Some drawbacks with GPS Tracking systems:

* Even without counting the cost of hardware (tracking device), the monthly subscription rates range from US$7 to 30 per month. 
* To deliver continuous and accurate results, the sky above the tracking device should remain clear. If the containers being GPS-tracked are stacked in between other containers, the signals could be lost. 
* High power consumption is a negating factor. For a device to work continuously for six months on a single set of batteries, considerable care and, attention is required to arrive at a time-frame during which the device should be left in activation mode.

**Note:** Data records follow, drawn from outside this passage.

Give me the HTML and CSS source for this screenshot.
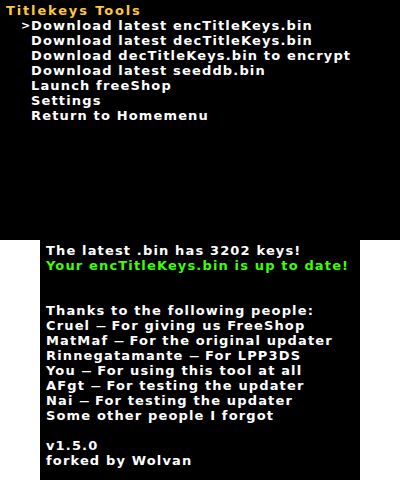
FILE: index.html
```html
<!DOCTYPE html>
<html>
<head>
<meta charset="utf-8">
<link rel="stylesheet" href="styles.css">
</head>
<body>
<div class="top-screen">
  <div class="title">Titlekeys Tools</div>
  <ul class="menu">
    <li class="item selected"><span class="cursor">&gt;</span><span>Download latest encTitleKeys.bin</span></li>
    <li class="item"><span class="cursor"></span><span>Download latest decTitleKeys.bin</span></li>
    <li class="item"><span class="cursor"></span><span>Download decTitleKeys.bin to encrypt</span></li>
    <li class="item"><span class="cursor"></span><span>Download latest seeddb.bin</span></li>
    <li class="item"><span class="cursor"></span><span>Launch freeShop</span></li>
    <li class="item"><span class="cursor"></span><span>Settings</span></li>
    <li class="item"><span class="cursor"></span><span>Return to Homemenu</span></li>
  </ul>
</div>
<div class="bottom-screen">
  <div class="line">The latest .bin has 3202 keys!</div>
  <div class="line ok">Your encTitleKeys.bin is up to date!</div>
  <div class="line"></div>
  <div class="line"></div>
  <div class="line">Thanks to the following people:</div>
  <div class="line">Cruel <span class="dash">—</span> For giving us FreeShop</div>
  <div class="line">MatMaf <span class="dash">—</span> For the original updater</div>
  <div class="line">Rinnegatamante <span class="dash">—</span> For LPP3DS</div>
  <div class="line">You <span class="dash">—</span> For using this tool at all</div>
  <div class="line">AFgt <span class="dash">—</span> For testing the updater</div>
  <div class="line">Nai <span class="dash">—</span> For testing the updater</div>
  <div class="line">Some other people I forgot</div>
  <div class="line"></div>
  <div class="line">v1.5.0</div>
  <div class="line">forked by Wolvan</div>
</div>
</body>
</html>
```
FILE: styles.css
```css
html, body {
  margin: 0;
  padding: 0;
  background: #ffffff;
}
body {
  width: 400px;
  height: 480px;
  font-family: "DejaVu Sans", sans-serif;
  font-weight: bold;
  font-size: 13px;
  line-height: 15px;
  letter-spacing: 1.15px;
  color: #ffffff;
}
.top-screen {
  width: 400px;
  height: 240px;
  box-sizing: border-box;
  background: #000000;
  padding: 3px 0 0 6px;
}
.title {
  color: #ffc83a;
  height: 15px;
  letter-spacing: 1.85px;
}
.menu {
  list-style: none;
  margin: 0;
  padding: 0;
}
.item {
  display: flex;
  height: 15px;
  white-space: nowrap;
}
.cursor {
  width: 25px;
  box-sizing: border-box;
  padding-left: 15px;
  flex: none;
  font-size: 11px;
  letter-spacing: 0;
  overflow: hidden;
}
.bottom-screen {
  width: 320px;
  height: 240px;
  margin: 0 auto;
  box-sizing: border-box;
  background: #000000;
  padding: 3px 0 0 6px;
}
.line {
  height: 15px;
  white-space: nowrap;
}
.dash {
  font-size: 10px;
  letter-spacing: 0;
}
.ok {
  color: #3cff00;
}
```
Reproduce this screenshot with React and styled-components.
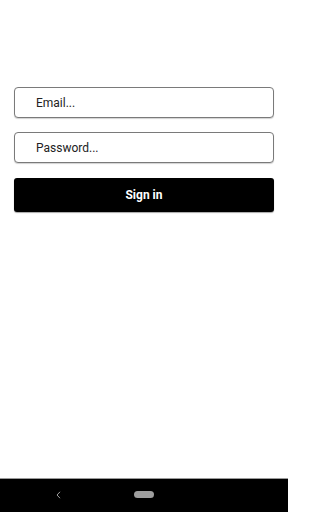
import React from "react";
import styled, { createGlobalStyle } from "styled-components";

const Global = createGlobalStyle`
  html, body { margin: 0; padding: 0; background: #fff; }
  body { font-family: Roboto, "Noto Sans", sans-serif; }
  #root { height: 512px; }
  * { box-sizing: border-box; }
`;

const Screen = styled.div`
  width: 288px;
  height: 512px;
  display: flex;
  flex-direction: column;
  background: #fff;
`;

const Content = styled.div`
  flex: 1;
  padding: 87px 14px 0;
  display: flex;
  flex-direction: column;
`;

const Form = styled.form`
  display: flex;
  flex-direction: column;
  margin: 0;
`;

const Input = styled.input`
  height: 31px;
  width: 100%;
  border: 1px solid #7a7a7a;
  border-radius: 4px;
  padding: 0 0 0 21px;
  margin-bottom: ${(p) => p.$gap}px;
  font-family: Roboto, sans-serif;
  font-size: 12px;
  color: #222;
  background: #fff;
  box-shadow: 0 1px 1px rgba(0, 0, 0, 0.18);
  outline: none;
  &::placeholder { color: #222; }
`;

const Button = styled.button`
  height: 34px;
  width: 100%;
  border: none;
  border-radius: 3px;
  background: #000;
  color: #fff;
  font-family: Roboto, sans-serif;
  font-weight: 700;
  font-size: 12px;
  box-shadow: 0 1px 1px rgba(0, 0, 0, 0.35);
  cursor: pointer;
`;

const NavBar = styled.div`
  height: 34px;
  background: #000;
  border-top: 1px solid #9a9a9a;
  position: relative;
  display: flex;
  align-items: center;
`;

const Back = styled.svg`
  position: absolute;
  left: 56px;
  top: 12px;
`;

const Pill = styled.div`
  position: absolute;
  left: 134px;
  top: 12px;
  width: 20px;
  height: 7px;
  border-radius: 4px;
  background: #9e9e9e;
`;

export default function App() {
  return (
    <>
      <Global />
      <Screen>
        <Content>
          <Form onSubmit={(e) => e.preventDefault()}>
            <Input $gap={14} placeholder="Email..." />
            <Input $gap={15} type="password" placeholder="Password..." />
            <Button type="submit">Sign in</Button>
          </Form>
        </Content>
        <NavBar>
          <Back width="5" height="8" viewBox="0 0 5 8">
            <path d="M4 0.8 L1 4 L4 7.2" fill="none" stroke="#a0a0a0" strokeWidth="1" />
          </Back>
          <Pill />
        </NavBar>
      </Screen>
    </>
  );
}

Short-range wireless container tracking:

Although GPS to satellite or GSM is the standard today in container tracking, there are other cost-effective alternatives like short-range wireless container tracking systems that do away with dependency on GSM or satellites. By placing a cellular transmitter on a few containers in a ship, a customer can track the position of numerous containers that are placed together by receiving data from these devices combined. This system also enables the use of “exception tracking” by installing a Bluetooth device on every container and setting up alerts if one or more containers from the rest are not loaded into a ship hours before its scheduled departure from a port. At US$1 per month per container, these systems are cost-beneficial but do encounter some complexities in their set up, hardware requirement, and installation. Apart from this drawback, GPS-based container tracking systems are self-contained.

How the future will unfold

The technology behind tracking systems is continuously evolving, and as evident today, the power of information has shifted from carriers to customers, who can now track all aspects of their cargo movement within the comfort of their homes. New technologies like Blockchain and the Internet of Things are revolutionizing the way in which service-providers and customers interact, co-exist, and build healthy relationships.